We wrote a comprehensive piece of content about finding the perfect engagement ring that helped traffic from search engines to grow from 20% of all traffic to 30% of all traffic in the first six months of our partnership.
Your content can continue to add value for customers after purchase. Detailed guides on using and caring for luxury products make for excellent blog posts that can increase brand loyalty while attracting even more consumers.
Use the keywords you’ve discovered above to guide your content creation process. You’ll want to make sure there’s some form of content for every key term, whether that’s a category page, a blog post, or something else entirely.
SEO For Luxury Brands
Search engines are massive traffic drivers for luxury brands and play an important role in both the research and purchase phase of the consumer journey.
Yet, they are consistently undertilized by luxury brands. It doesn’t help that luxury brands tend to have poorly designed (but very good looking) websites and a lack of content for Google to crawl.
As I said above, creating new content is critical for luxury brands who want to succeed online. Targeting new, high-intent keywords is also important.

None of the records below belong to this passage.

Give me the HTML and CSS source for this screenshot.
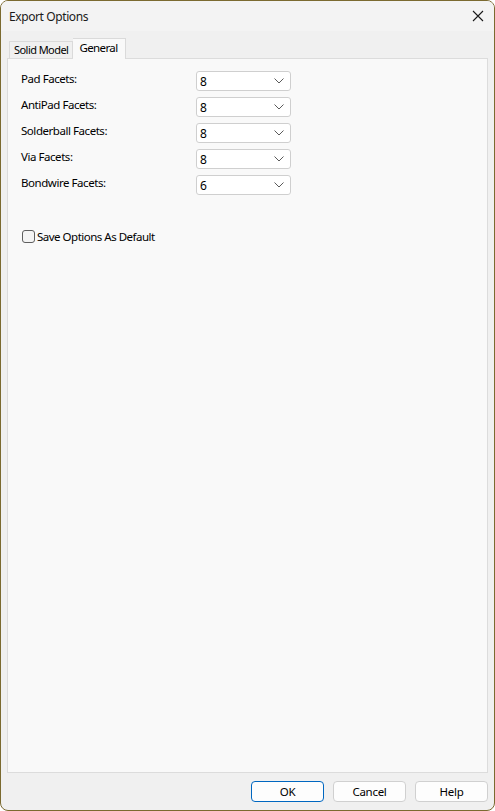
FILE: index.html
```html
<!DOCTYPE html>
<html>
<head>
<meta charset="utf-8">
<link rel="stylesheet" href="styles.css">
</head>
<body>
<div class="window">
  <div class="titlebar">
    <span class="title">Export Options</span>
    <span class="close">
      <svg width="12" height="12" viewBox="0 0 12 12"><path d="M1 1 L11 11 M11 1 L1 11" stroke="#1a1a1a" stroke-width="1.1" fill="none"/></svg>
    </span>
  </div>
  <div class="content">
    <div class="tabs">
      <div class="tab">Solid Model</div>
      <div class="tab active">General</div>
    </div>
    <div class="panel">
      <div class="form">
        <div class="row"><span class="label">Pad Facets:</span><div class="select"><span>8</span><svg class="chev" width="10" height="6" viewBox="0 0 10 6"><path d="M0.5 0.5 L5 5 L9.5 0.5" stroke="#5a5a5a" stroke-width="1" fill="none"/></svg></div></div>
        <div class="row"><span class="label">AntiPad Facets:</span><div class="select"><span>8</span><svg class="chev" width="10" height="6" viewBox="0 0 10 6"><path d="M0.5 0.5 L5 5 L9.5 0.5" stroke="#5a5a5a" stroke-width="1" fill="none"/></svg></div></div>
        <div class="row"><span class="label">Solderball Facets:</span><div class="select"><span>8</span><svg class="chev" width="10" height="6" viewBox="0 0 10 6"><path d="M0.5 0.5 L5 5 L9.5 0.5" stroke="#5a5a5a" stroke-width="1" fill="none"/></svg></div></div>
        <div class="row"><span class="label">Via Facets:</span><div class="select"><span>8</span><svg class="chev" width="10" height="6" viewBox="0 0 10 6"><path d="M0.5 0.5 L5 5 L9.5 0.5" stroke="#5a5a5a" stroke-width="1" fill="none"/></svg></div></div>
        <div class="row"><span class="label">Bondwire Facets:</span><div class="select"><span>6</span><svg class="chev" width="10" height="6" viewBox="0 0 10 6"><path d="M0.5 0.5 L5 5 L9.5 0.5" stroke="#5a5a5a" stroke-width="1" fill="none"/></svg></div></div>
      </div>
      <label class="check"><span class="box"></span><span>Save Options As Default</span></label>
    </div>
  </div>
  <div class="footer">
    <button class="btn primary">OK</button>
    <button class="btn">Cancel</button>
    <button class="btn">Help</button>
  </div>
</div>
</body>
</html>
```
FILE: styles.css
```css
html, body {
  margin: 0;
  padding: 0;
  background: #ffffff;
}
body {
  font-family: "Noto Sans", "Open Sans", sans-serif;
  font-size: 12px;
  color: #000;
}
.window {
  width: 495px;
  height: 811px;
  box-sizing: border-box;
  border: 1px solid #7b6a30;
  border-radius: 8px;
  background: #f0f0f0;
  display: flex;
  flex-direction: column;
  overflow: hidden;
}
.titlebar {
  height: 30px;
  flex: none;
  background: #f3f3f3;
  display: flex;
  align-items: center;
  justify-content: space-between;
  padding: 0 10px 0 8px;
}
.title {
  font-size: 12px;
  color: #1a1a1a;
  letter-spacing: -0.4px;
}
.close {
  display: flex;
  align-items: center;
  width: 12px;
  height: 12px;
}
.content {
  flex: 1;
  display: flex;
  flex-direction: column;
  padding: 7px 6px 0 6px;
  min-height: 0;
}
.tabs {
  display: flex;
  align-items: flex-end;
  height: 20px;
  padding-left: 2px;
  position: relative;
  z-index: 2;
}
.tab {
  height: 17px;
  box-sizing: border-box;
  border: 1px solid #dadada;
  border-bottom: none;
  background: #f0f0f0;
  padding: 0 4px 0 4px;
  line-height: 16px;
  font-size: 11px;
  color: #000;
  letter-spacing: -0.55px;
}
.tab.active {
  height: 21px;
  margin-bottom: -1px;
  background: #f9f9f9;
  border-left: none;
  padding: 0 7px 0 6px;
  line-height: 18px;
  font-size: 11.5px;
  letter-spacing: -0.6px;
}
.panel {
  flex: 1;
  background: #f9f9f9;
  border: 1px solid #dcdcdc;
  padding: 12px 13px;
  display: flex;
  flex-direction: column;
}
.form {
  display: flex;
  flex-direction: column;
  gap: 6px;
}
.row {
  display: flex;
  align-items: center;
  height: 20px;
}
.label {
  width: 175px;
  flex: none;
  font-size: 11.5px;
  letter-spacing: -0.45px;
  margin-top: -5px;
}
.select {
  width: 95px;
  height: 20px;
  box-sizing: border-box;
  border: 1px solid #cfcfcf;
  border-radius: 3px;
  background: #ffffff;
  display: flex;
  align-items: center;
  justify-content: space-between;
  padding: 0 6px 0 3px;
  font-size: 12px;
}
.chev {
  display: block;
}
.check {
  display: flex;
  align-items: center;
  margin-top: 34px;
  margin-left: 1px;
  gap: 2px;
  font-size: 11.5px;
  letter-spacing: -0.5px;
}
.box {
  width: 13px;
  height: 13px;
  box-sizing: border-box;
  border: 1px solid #5f5f5f;
  border-radius: 3px;
  background: #f4f4f4;
}
.footer {
  flex: none;
  display: flex;
  justify-content: flex-end;
  gap: 9px;
  padding: 8px 6px 8px 6px;
}
.btn {
  width: 73px;
  height: 21px;
  box-sizing: border-box;
  border: 1px solid #d0d0d0;
  border-radius: 4px;
  background: #fdfdfd;
  font-family: "Noto Sans", "Open Sans", sans-serif;
  font-size: 11.5px;
  color: #000;
  padding: 0;
  letter-spacing: -0.3px;
}
.btn.primary {
  border-color: #0067c0;
}
```
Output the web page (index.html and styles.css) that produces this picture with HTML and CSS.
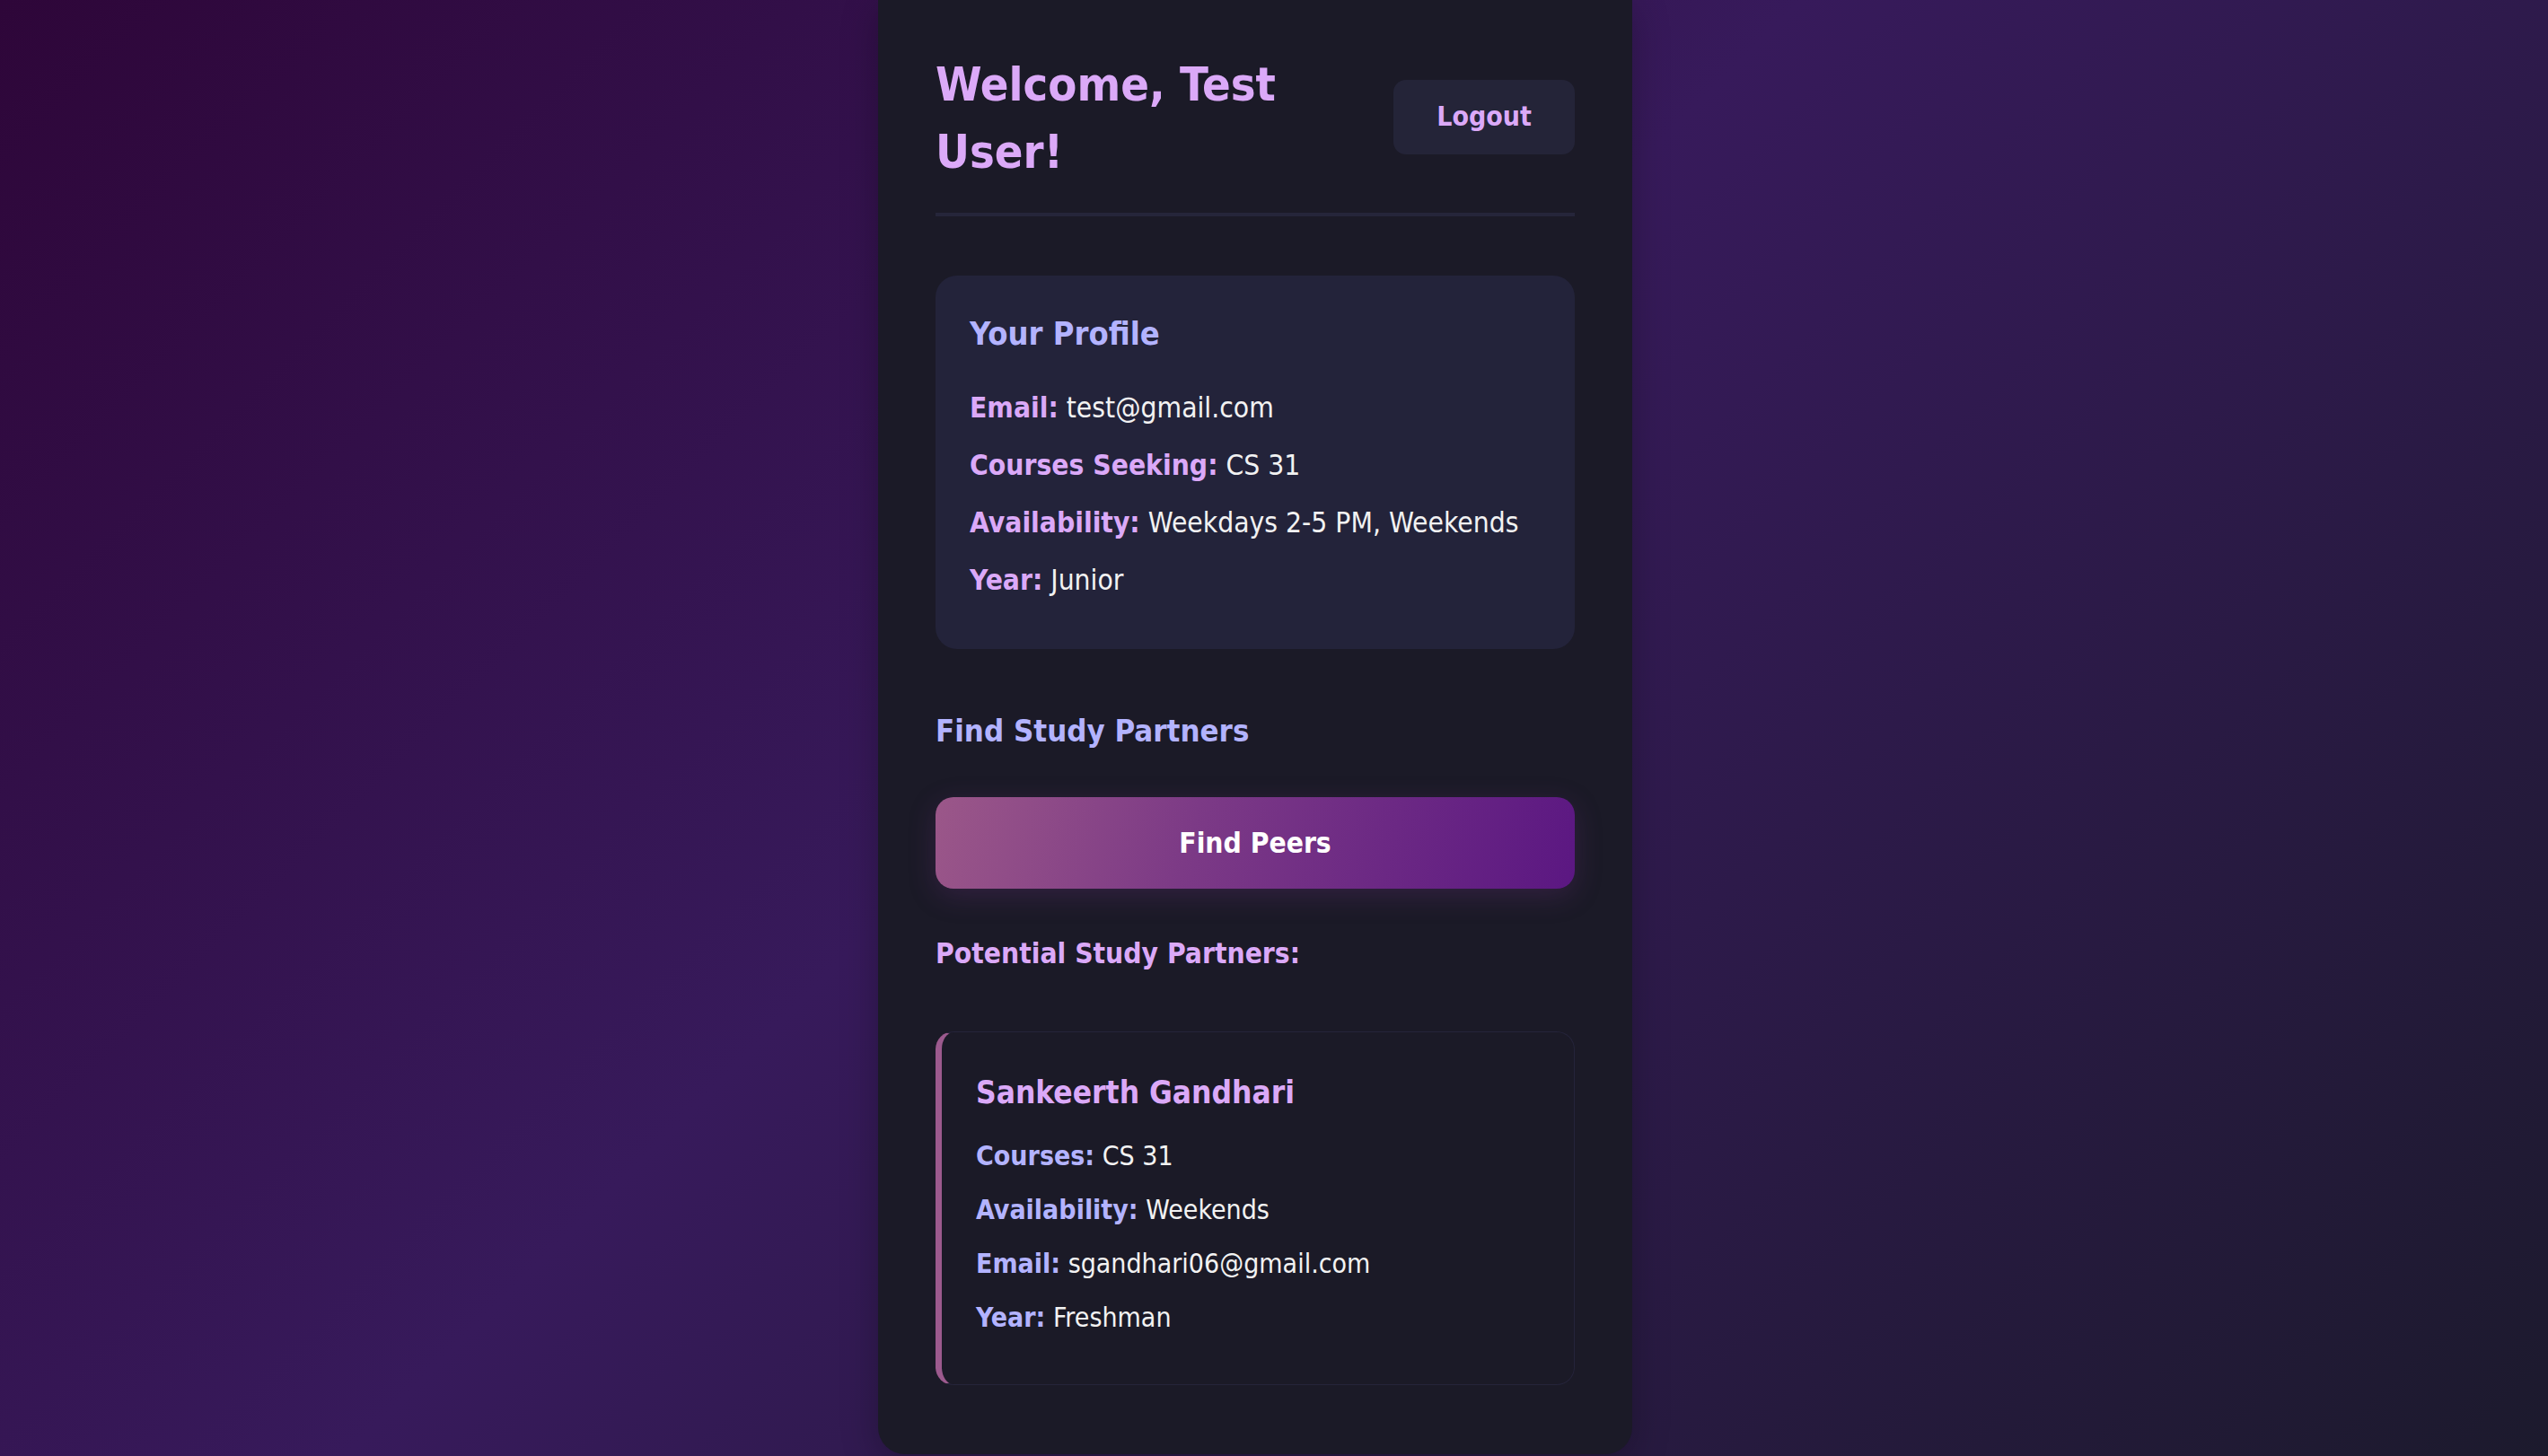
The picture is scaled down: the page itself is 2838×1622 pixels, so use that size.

The more time and effort you devote to understanding and implementing SEO, the more revenue your store should generate. For instance, we increase the revenue of our luxury jewelry client by 21% through SEO.
While Google should be your focus, don’t forget about Bing. Users of Microsoft’s search engine tend to be more affluent, with 25% of users having an income in the top 25%. It makes sense to focus some efforts on Bing SEO.
The luxury market is changing.
Luxury marketing can no longer be confined to TV channels, billboards, and glossy magazines. Now is the time to take your luxury brand digital and invest in SEO, PPC, and whatever social media your consumers use.
So here’s my question to you:
What will be the first digital channel you use to promote your luxury brand?